### What is expected
State the number of lines, and only that number, in which the word "this" appears.

### Extracted data
....

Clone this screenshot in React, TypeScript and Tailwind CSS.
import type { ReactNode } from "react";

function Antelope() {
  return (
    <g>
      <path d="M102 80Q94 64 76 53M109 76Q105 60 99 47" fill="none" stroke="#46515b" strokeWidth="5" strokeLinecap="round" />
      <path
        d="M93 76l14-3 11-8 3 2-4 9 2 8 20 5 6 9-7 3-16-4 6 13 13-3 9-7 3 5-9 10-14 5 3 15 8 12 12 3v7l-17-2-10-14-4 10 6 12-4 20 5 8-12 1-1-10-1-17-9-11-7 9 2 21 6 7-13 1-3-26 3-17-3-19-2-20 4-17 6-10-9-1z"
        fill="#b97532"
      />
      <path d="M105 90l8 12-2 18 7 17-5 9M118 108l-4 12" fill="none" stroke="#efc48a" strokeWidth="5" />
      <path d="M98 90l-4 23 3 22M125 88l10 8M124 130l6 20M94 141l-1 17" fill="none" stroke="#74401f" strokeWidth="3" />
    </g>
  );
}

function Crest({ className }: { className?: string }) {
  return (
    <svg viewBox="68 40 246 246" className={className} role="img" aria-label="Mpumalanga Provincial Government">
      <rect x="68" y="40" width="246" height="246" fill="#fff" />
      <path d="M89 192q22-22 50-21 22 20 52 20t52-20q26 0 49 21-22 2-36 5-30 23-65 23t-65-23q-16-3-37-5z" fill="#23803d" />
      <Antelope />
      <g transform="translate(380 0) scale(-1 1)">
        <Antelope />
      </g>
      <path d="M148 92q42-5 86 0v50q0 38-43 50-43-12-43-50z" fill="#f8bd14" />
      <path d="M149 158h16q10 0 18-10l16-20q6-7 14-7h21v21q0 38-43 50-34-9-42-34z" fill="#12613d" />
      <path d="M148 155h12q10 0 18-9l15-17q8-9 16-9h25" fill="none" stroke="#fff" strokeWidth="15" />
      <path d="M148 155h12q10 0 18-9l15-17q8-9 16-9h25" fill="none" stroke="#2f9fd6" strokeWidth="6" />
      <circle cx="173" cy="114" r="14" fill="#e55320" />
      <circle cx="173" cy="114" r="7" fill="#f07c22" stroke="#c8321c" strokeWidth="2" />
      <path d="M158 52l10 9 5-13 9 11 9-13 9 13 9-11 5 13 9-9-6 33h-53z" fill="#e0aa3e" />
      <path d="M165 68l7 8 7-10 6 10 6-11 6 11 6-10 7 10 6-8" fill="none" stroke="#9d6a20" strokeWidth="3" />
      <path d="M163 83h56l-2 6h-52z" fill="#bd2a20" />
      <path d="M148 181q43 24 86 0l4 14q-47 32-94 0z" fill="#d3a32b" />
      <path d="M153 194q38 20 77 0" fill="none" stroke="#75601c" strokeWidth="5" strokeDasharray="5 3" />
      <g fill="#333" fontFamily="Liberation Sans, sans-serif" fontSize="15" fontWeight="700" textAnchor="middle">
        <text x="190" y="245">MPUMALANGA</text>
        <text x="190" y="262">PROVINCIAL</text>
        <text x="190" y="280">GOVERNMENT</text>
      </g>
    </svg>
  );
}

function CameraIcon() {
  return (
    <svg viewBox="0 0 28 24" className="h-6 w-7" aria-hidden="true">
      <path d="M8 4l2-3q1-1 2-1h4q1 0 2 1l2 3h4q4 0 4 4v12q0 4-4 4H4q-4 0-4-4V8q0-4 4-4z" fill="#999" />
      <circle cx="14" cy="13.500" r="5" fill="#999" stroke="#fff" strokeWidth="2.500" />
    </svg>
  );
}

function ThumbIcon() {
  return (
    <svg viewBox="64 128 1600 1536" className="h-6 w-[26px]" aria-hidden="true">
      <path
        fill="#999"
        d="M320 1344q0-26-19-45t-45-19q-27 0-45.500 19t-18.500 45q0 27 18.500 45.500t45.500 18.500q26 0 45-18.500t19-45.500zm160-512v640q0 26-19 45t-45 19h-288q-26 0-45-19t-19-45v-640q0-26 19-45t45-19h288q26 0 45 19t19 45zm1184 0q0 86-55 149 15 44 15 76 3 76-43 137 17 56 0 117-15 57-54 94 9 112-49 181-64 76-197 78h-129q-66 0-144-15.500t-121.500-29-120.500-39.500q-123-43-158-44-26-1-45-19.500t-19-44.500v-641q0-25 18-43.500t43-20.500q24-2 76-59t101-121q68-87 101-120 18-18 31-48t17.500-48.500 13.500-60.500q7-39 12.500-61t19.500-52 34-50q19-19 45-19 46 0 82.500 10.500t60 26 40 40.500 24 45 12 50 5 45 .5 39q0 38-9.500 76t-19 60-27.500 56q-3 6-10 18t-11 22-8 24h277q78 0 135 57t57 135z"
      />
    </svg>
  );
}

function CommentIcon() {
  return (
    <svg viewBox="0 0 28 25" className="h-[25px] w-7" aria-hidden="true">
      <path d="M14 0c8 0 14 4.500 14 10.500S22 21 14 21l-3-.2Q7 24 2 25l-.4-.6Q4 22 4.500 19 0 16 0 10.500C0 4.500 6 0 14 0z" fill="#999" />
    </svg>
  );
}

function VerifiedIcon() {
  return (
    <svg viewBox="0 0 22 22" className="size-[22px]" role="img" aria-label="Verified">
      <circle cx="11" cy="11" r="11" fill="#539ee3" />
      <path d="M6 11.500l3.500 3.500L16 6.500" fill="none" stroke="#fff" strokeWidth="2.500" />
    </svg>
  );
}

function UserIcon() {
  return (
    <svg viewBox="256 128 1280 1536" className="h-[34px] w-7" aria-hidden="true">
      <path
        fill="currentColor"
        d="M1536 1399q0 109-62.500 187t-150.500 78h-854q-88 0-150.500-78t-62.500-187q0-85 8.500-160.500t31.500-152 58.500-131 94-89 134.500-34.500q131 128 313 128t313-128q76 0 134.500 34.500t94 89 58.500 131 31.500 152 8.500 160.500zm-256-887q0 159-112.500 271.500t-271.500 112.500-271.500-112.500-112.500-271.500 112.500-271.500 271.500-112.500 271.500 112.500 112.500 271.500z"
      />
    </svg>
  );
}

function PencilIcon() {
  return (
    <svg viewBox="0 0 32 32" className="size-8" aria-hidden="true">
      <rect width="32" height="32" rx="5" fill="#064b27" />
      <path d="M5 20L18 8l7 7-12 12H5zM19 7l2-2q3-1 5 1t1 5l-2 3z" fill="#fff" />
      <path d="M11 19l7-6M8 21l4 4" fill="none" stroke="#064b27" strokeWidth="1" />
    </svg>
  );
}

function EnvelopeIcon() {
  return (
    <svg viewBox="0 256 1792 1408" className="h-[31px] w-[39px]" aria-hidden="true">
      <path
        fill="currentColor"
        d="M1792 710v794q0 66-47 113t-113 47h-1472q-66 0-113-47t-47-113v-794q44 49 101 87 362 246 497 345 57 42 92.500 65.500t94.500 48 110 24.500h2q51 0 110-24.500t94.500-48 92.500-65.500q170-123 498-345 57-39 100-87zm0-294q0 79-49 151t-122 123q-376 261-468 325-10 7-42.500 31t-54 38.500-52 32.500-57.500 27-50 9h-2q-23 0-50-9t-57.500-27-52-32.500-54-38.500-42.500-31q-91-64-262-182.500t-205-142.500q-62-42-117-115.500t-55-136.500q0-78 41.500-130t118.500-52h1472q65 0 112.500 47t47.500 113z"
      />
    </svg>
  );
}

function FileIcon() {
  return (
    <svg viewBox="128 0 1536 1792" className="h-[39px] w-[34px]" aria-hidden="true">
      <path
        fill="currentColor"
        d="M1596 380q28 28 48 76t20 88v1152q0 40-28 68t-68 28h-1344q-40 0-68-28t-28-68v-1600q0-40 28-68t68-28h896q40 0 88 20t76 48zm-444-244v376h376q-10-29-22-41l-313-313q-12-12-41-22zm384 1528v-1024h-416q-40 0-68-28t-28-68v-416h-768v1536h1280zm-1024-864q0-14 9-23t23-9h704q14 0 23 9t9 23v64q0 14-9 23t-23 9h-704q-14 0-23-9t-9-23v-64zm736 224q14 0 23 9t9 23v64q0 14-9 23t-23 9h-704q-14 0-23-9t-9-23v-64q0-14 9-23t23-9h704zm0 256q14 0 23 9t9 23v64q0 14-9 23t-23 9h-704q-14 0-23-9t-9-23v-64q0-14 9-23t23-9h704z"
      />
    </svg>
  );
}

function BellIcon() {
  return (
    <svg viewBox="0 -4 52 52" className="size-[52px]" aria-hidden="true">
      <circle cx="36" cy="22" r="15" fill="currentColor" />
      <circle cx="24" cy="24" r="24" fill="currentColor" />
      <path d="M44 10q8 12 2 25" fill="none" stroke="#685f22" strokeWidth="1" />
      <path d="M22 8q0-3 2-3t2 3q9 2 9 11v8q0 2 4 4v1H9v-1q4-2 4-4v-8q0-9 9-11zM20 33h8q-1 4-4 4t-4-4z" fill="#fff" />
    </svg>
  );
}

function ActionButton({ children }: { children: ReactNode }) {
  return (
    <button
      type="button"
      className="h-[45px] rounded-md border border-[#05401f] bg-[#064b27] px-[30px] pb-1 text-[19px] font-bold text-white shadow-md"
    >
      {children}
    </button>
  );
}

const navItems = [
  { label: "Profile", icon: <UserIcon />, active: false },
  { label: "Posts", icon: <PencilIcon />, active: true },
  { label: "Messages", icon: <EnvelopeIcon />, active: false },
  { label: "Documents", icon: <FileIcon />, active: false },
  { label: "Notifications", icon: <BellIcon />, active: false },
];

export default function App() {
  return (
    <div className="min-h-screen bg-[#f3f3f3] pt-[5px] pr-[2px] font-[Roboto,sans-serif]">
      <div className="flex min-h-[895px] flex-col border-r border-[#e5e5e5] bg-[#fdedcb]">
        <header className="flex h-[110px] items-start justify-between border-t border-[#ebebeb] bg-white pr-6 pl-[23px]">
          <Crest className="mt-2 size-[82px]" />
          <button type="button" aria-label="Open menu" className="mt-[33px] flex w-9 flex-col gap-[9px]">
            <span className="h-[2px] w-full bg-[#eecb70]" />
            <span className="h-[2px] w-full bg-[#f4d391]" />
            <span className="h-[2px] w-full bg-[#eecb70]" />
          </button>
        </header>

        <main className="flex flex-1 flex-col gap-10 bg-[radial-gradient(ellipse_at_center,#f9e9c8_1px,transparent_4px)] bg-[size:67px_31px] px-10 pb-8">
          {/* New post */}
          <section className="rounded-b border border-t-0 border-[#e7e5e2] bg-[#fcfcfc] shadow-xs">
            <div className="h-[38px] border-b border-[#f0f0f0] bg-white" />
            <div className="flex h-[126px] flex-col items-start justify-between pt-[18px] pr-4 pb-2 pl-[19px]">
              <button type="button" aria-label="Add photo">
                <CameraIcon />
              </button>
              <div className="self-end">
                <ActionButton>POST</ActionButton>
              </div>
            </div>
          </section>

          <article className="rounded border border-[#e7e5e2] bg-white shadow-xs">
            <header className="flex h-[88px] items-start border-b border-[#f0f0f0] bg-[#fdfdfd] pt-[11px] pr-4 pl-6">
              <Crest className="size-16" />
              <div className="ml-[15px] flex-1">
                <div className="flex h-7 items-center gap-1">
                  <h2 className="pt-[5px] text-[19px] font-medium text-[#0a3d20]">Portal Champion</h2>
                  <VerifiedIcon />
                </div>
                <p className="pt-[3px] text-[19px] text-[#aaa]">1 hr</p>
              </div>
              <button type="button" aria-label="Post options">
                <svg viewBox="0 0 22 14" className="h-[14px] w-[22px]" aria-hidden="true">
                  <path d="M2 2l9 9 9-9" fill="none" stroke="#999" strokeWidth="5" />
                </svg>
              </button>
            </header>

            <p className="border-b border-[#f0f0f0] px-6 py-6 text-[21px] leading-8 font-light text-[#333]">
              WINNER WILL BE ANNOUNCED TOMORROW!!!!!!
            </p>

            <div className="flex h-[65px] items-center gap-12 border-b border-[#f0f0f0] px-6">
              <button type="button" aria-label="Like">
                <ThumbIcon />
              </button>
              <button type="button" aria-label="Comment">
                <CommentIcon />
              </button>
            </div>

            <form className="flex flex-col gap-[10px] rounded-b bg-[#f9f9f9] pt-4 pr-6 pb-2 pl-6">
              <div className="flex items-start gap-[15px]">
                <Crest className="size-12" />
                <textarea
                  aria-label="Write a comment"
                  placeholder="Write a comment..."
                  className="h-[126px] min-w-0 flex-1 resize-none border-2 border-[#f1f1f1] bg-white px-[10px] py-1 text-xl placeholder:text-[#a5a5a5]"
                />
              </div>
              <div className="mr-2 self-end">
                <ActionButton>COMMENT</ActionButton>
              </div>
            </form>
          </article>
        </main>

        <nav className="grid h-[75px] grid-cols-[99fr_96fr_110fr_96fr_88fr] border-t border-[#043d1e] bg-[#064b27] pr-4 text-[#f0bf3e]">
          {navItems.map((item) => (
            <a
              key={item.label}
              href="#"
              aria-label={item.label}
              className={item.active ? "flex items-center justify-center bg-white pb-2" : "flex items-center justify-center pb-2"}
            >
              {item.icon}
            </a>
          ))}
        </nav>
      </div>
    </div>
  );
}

....

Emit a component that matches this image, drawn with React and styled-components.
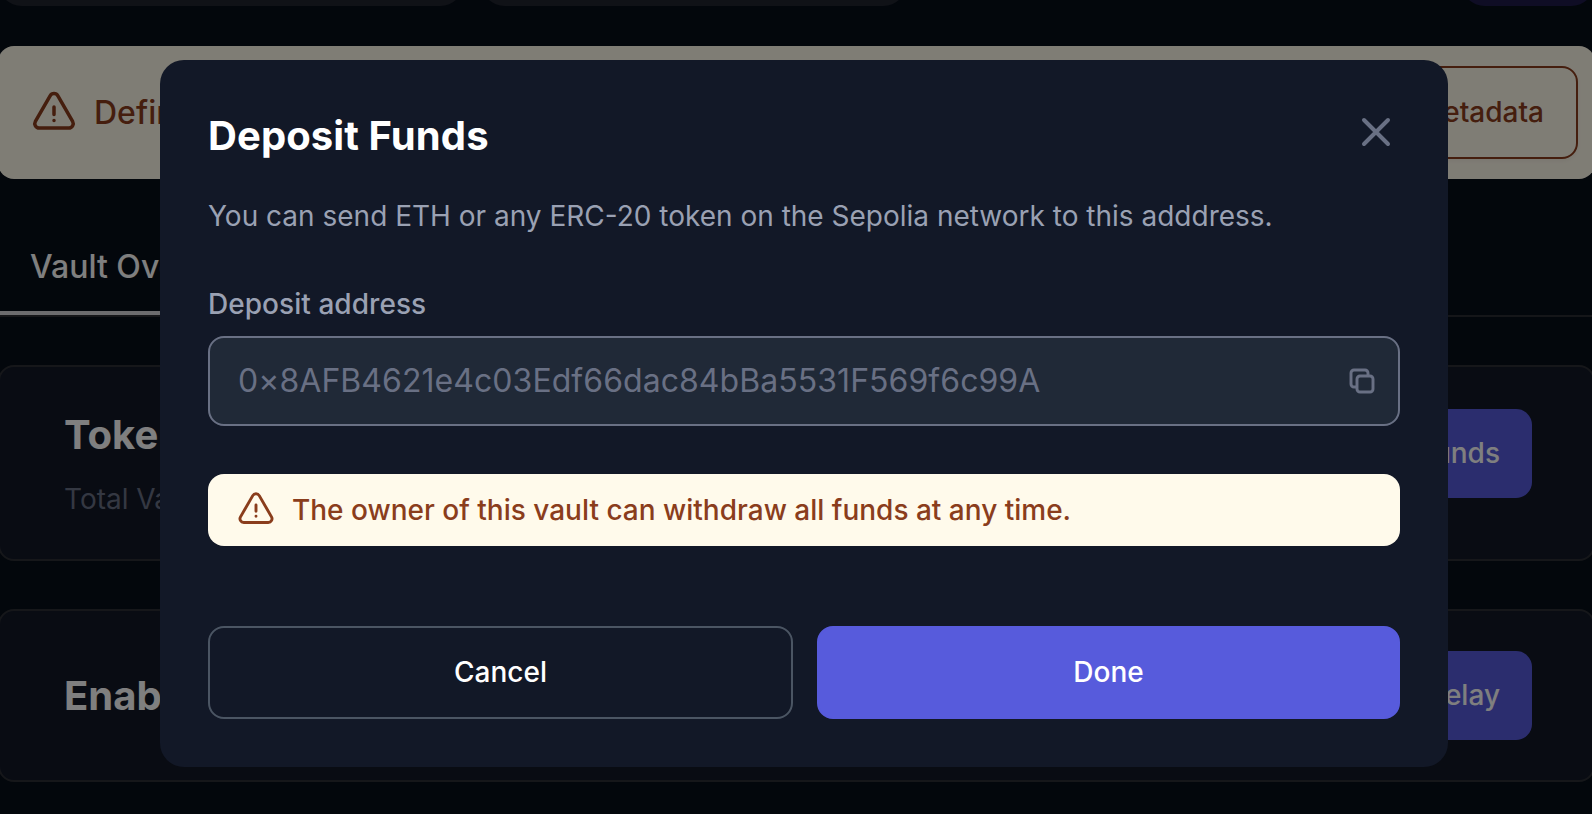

....

### Exercise response
2